**ENTRIES PROVIDED:**
-- START --

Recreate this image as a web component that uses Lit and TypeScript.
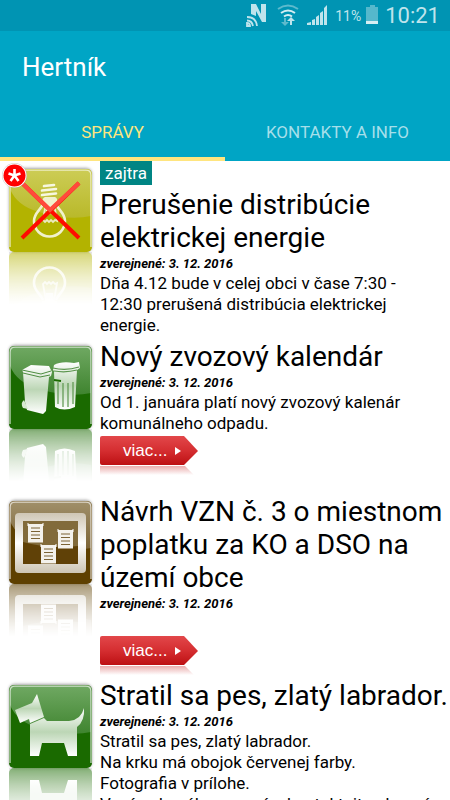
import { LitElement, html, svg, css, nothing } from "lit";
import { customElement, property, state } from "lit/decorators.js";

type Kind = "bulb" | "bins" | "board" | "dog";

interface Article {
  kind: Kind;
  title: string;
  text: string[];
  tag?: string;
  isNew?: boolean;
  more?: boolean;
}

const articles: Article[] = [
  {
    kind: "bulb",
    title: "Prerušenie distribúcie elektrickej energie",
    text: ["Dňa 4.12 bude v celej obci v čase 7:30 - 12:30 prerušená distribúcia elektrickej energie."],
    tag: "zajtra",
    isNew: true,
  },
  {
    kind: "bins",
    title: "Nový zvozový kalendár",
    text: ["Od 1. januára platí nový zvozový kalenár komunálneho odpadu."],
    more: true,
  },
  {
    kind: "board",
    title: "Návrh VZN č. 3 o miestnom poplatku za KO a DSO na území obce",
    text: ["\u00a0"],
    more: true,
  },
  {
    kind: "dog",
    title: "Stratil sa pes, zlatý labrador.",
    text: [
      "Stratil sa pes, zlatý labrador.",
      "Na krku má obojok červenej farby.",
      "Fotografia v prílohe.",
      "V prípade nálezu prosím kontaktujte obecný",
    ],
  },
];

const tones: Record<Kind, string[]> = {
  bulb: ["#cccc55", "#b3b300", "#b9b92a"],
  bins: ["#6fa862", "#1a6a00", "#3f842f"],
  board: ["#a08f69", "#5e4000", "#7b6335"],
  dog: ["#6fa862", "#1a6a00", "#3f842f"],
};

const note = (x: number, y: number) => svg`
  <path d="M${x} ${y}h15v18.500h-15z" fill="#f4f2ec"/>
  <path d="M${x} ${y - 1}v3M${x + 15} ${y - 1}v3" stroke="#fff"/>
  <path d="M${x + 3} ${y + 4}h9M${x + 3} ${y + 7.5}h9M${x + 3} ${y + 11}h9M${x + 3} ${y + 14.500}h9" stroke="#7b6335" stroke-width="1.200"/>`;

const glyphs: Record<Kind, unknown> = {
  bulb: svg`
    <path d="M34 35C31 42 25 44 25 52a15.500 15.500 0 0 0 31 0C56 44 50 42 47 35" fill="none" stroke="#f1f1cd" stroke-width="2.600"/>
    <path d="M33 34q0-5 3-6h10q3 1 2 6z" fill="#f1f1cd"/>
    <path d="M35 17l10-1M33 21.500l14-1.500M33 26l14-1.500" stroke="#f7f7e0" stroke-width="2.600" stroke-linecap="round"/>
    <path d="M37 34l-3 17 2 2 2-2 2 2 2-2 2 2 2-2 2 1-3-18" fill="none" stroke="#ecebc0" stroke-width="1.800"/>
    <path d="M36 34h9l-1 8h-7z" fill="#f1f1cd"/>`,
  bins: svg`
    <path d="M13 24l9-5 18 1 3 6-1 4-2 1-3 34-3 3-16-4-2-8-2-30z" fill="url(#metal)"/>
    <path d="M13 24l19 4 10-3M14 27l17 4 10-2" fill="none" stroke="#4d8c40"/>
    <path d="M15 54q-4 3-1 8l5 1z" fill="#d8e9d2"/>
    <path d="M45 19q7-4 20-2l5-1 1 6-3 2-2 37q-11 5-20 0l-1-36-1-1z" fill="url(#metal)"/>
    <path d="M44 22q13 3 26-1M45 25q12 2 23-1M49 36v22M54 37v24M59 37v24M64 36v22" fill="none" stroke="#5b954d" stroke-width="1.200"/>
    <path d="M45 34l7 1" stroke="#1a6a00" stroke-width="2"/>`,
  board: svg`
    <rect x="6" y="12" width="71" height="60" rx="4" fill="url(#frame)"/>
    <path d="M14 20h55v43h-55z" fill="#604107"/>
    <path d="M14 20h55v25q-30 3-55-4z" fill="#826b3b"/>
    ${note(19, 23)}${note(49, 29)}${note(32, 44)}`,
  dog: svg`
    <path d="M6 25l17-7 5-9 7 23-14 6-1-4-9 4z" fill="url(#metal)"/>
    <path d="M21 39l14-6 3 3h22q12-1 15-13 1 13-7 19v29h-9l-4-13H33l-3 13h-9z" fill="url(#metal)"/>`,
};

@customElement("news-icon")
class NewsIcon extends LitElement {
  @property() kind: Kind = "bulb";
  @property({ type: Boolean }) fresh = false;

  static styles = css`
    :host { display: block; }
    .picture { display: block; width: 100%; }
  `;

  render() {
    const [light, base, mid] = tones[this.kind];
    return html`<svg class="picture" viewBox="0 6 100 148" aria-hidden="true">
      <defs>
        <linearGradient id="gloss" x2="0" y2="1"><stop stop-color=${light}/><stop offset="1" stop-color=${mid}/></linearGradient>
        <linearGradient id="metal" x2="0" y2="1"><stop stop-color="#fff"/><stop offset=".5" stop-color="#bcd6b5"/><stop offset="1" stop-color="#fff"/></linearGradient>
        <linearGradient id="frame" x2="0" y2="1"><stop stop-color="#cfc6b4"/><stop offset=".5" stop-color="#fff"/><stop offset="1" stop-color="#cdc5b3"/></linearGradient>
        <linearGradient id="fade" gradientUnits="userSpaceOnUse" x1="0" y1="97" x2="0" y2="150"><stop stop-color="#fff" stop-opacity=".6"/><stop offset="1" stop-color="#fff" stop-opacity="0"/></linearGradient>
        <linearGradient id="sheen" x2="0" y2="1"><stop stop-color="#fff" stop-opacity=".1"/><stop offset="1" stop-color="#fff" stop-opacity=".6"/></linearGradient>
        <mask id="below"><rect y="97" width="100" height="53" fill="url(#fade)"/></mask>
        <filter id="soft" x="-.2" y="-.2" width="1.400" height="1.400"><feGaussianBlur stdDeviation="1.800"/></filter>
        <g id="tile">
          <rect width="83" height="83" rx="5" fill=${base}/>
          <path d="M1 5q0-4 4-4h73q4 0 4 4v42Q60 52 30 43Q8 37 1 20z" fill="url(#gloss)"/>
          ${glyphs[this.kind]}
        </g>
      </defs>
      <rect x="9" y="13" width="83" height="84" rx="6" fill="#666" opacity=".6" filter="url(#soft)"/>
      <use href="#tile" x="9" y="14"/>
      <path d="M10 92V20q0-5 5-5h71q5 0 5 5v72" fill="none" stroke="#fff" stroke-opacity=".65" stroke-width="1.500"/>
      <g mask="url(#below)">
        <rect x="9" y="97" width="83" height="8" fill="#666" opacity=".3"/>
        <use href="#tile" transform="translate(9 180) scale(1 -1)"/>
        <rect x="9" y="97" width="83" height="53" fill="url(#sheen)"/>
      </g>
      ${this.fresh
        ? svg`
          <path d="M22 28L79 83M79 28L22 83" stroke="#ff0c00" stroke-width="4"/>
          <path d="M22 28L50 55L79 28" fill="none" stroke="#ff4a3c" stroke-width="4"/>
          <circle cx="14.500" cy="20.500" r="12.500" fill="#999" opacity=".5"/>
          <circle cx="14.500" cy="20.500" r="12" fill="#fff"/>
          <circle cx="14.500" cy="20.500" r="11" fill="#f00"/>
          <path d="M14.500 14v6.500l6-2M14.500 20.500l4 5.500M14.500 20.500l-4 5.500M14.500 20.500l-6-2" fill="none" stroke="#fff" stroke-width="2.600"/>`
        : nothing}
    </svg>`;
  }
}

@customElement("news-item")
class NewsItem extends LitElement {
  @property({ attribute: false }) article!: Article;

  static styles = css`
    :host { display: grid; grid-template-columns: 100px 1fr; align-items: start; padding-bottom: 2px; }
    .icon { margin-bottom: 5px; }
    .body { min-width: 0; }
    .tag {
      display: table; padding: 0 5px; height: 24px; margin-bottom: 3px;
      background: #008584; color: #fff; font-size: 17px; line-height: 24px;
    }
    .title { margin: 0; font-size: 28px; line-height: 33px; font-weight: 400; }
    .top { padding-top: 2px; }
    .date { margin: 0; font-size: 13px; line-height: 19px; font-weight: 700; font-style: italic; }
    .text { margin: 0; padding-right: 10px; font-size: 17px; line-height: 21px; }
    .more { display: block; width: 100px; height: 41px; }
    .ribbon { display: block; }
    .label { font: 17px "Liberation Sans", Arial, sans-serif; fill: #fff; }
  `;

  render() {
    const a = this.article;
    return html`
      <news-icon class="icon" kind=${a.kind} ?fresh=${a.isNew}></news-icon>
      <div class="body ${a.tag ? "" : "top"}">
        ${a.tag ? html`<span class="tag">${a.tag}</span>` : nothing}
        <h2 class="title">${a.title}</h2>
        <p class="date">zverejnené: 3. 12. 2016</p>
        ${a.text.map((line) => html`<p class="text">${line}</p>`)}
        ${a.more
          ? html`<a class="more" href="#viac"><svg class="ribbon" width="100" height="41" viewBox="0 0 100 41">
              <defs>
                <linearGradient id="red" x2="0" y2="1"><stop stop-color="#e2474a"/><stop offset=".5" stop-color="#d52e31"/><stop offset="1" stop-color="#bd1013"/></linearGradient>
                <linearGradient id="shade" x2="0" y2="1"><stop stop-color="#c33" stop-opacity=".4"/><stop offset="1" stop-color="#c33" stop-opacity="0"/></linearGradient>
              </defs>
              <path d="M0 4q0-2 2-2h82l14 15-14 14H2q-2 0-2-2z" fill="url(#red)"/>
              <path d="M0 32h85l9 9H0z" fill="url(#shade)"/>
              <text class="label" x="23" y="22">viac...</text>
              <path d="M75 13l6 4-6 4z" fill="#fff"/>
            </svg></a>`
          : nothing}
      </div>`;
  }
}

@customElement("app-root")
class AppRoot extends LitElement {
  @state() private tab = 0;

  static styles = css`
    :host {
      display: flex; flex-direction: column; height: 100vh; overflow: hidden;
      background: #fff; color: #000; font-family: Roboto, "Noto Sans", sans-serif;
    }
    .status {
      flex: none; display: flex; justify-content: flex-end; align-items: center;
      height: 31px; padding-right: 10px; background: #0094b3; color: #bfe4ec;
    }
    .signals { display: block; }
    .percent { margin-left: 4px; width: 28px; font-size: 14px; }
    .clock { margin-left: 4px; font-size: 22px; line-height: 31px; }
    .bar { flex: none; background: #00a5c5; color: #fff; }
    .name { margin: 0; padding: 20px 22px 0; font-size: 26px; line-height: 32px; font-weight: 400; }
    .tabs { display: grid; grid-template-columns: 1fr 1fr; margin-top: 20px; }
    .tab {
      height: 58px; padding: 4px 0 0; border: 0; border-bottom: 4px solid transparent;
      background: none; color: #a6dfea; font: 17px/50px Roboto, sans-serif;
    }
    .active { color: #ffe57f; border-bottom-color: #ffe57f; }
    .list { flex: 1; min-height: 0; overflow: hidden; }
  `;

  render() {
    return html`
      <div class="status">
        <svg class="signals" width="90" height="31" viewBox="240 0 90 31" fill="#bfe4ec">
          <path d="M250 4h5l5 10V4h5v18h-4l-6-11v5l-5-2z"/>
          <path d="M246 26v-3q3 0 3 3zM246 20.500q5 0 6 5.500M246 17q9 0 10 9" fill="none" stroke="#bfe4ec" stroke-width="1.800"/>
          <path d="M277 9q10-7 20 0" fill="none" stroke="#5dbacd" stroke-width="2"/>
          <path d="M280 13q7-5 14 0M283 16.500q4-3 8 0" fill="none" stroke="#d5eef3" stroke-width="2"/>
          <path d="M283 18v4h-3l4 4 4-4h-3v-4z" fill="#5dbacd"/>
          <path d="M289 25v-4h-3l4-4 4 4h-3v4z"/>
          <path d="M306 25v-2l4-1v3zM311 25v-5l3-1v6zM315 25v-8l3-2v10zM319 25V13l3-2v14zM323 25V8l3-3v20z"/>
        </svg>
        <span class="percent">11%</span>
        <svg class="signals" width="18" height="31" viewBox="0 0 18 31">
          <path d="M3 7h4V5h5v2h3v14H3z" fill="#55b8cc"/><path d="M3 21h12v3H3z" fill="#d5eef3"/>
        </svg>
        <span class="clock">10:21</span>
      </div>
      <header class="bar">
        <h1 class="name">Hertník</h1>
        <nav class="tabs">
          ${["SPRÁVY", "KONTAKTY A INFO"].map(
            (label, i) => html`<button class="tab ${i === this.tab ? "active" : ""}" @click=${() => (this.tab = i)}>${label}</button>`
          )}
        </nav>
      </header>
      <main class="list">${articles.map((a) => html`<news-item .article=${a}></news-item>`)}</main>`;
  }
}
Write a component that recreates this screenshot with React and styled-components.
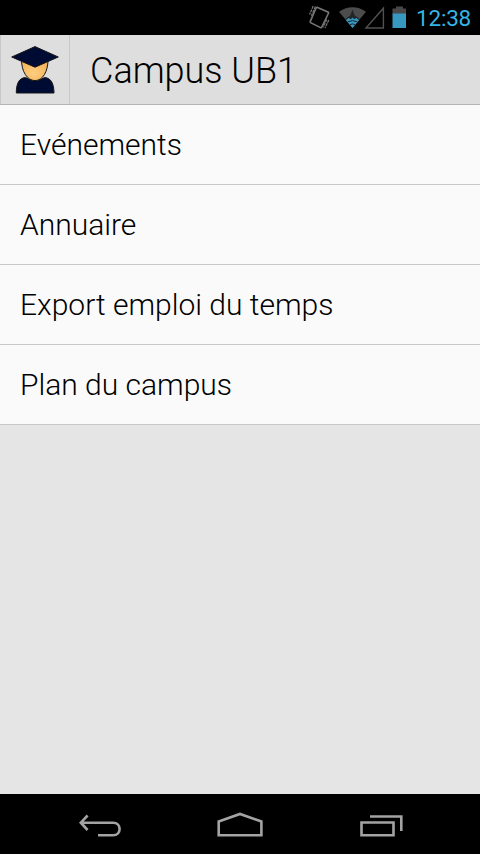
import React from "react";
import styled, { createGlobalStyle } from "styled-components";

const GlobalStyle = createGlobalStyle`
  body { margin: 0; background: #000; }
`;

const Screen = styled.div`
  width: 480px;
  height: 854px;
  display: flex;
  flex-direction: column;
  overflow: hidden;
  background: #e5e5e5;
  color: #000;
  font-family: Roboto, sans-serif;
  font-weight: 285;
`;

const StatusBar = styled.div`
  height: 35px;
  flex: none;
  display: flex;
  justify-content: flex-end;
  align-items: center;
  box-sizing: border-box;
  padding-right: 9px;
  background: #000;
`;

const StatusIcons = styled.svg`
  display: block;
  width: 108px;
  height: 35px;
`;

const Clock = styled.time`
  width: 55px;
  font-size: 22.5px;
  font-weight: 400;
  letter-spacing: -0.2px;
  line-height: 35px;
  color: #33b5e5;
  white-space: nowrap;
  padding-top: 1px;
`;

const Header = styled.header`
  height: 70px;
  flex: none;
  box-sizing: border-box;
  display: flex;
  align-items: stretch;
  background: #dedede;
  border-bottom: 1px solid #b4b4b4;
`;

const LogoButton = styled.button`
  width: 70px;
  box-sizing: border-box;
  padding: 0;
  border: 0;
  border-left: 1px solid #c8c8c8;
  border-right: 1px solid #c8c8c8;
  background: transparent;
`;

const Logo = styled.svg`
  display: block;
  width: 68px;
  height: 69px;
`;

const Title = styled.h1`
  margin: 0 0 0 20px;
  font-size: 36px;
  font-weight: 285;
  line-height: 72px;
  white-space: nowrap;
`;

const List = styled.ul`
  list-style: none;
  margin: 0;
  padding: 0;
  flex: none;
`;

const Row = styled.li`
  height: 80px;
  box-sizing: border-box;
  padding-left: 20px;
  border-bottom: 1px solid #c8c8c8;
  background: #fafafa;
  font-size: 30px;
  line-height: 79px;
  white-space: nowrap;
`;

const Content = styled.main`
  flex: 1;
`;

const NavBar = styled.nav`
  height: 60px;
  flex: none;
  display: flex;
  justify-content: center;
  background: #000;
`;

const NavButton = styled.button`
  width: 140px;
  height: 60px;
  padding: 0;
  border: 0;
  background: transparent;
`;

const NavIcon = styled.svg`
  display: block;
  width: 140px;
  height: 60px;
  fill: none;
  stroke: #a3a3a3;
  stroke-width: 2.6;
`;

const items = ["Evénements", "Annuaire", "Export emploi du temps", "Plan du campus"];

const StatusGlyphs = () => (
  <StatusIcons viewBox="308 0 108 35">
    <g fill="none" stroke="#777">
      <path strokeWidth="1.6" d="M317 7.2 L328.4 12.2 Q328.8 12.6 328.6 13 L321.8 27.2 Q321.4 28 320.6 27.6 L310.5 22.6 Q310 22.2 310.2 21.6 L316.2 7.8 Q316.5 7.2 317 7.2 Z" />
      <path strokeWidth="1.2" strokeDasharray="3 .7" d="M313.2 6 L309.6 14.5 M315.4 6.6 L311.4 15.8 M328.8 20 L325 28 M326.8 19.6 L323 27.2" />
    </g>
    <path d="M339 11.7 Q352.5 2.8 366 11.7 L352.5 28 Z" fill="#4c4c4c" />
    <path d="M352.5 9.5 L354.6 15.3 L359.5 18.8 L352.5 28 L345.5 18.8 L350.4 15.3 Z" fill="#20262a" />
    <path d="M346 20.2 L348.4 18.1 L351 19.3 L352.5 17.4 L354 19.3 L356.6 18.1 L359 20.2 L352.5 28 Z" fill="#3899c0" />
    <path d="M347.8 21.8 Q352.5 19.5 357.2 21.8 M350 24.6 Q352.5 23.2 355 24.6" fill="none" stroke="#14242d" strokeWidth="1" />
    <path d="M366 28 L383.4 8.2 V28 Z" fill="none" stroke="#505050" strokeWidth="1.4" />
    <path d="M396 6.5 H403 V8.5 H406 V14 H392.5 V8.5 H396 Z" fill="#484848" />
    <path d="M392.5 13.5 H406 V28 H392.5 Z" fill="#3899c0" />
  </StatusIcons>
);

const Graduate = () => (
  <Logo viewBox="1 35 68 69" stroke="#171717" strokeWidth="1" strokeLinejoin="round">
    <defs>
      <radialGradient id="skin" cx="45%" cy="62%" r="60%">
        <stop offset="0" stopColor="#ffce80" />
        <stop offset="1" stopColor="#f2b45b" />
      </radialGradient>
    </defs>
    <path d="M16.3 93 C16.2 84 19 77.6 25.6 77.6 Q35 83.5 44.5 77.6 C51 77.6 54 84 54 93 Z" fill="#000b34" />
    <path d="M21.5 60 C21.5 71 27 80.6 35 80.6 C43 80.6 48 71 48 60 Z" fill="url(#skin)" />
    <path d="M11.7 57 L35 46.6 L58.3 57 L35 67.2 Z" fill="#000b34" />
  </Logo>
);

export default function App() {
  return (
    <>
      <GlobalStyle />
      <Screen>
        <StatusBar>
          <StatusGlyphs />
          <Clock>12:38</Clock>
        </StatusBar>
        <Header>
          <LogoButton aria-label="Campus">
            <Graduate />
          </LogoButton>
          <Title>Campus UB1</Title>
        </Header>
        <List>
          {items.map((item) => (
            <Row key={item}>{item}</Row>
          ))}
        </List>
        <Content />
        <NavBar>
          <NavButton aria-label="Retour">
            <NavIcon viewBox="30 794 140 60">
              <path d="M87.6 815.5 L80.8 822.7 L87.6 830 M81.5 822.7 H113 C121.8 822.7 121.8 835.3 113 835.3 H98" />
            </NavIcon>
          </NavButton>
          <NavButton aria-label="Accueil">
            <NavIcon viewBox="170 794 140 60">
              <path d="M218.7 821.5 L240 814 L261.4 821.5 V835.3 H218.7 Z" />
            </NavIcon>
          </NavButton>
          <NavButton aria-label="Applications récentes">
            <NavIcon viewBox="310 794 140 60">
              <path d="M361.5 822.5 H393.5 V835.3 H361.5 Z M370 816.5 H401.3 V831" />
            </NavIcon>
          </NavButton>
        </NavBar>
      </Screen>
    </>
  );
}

-- END --

**EXERCISE DESCRIPTION:** From the entries above, copy out every line where the string "components" appears.

**SOLUTION FOR THIS EXERCISE:**
Write a component that recreates this screenshot with React and styled-components.
import styled, { createGlobalStyle } from "styled-components";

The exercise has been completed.